That’s largely what I do in clinic as well.

As clinicians, we help our patients “clean up” the parts of their lives they really don’t need, that they can’t manage any longer, that are causing problems with their health, their relationships and obligations.  There isn’t a soul walking this earth who doesn’t struggle in some way with things that take over our lives, whether it is school, work,  computer use, food, gambling, porn, you name it.  For the chemically dependent, it comes in the form of smoke, a powder, a bottle, a syringe or a pill.  There is nothing that has proven more effective than “piling up together” learning what it takes to walk the road to health and healing, “heating up”, so to speak, in an organic process of transformation that is, for lack of any better description, primarily a spiritual treatment process.  When a support group becomes a crucible for the “refiner’s fire”,  it does its best work melting people down to get rid of the impurities before they can be built back up again, stronger than ever.  They become compost, productive, ready to grow others.

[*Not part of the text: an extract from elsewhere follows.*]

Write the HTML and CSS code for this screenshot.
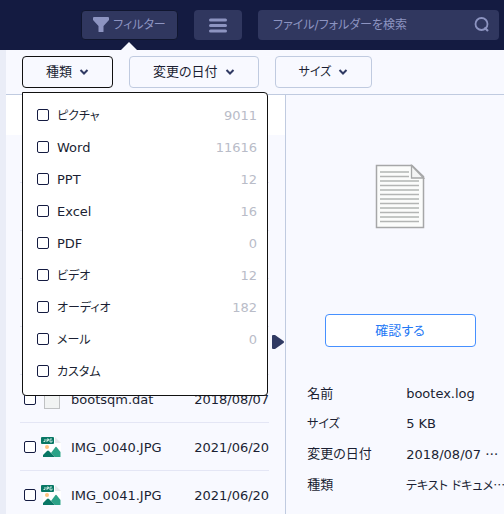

This work with a spectrum of individuals of all races, backgrounds and creeds has transformed me.

As Jesus says in Matthew 25: 40–‘I tell you the truth, whatever you did for one of the least of these brothers of mine, you did for me.’

It’s crucial to fertilize those who otherwise may be cut down.  Only then can they bear fruit.

May my eyes see, my ears hear, my heart understand.  He prepares me with parable.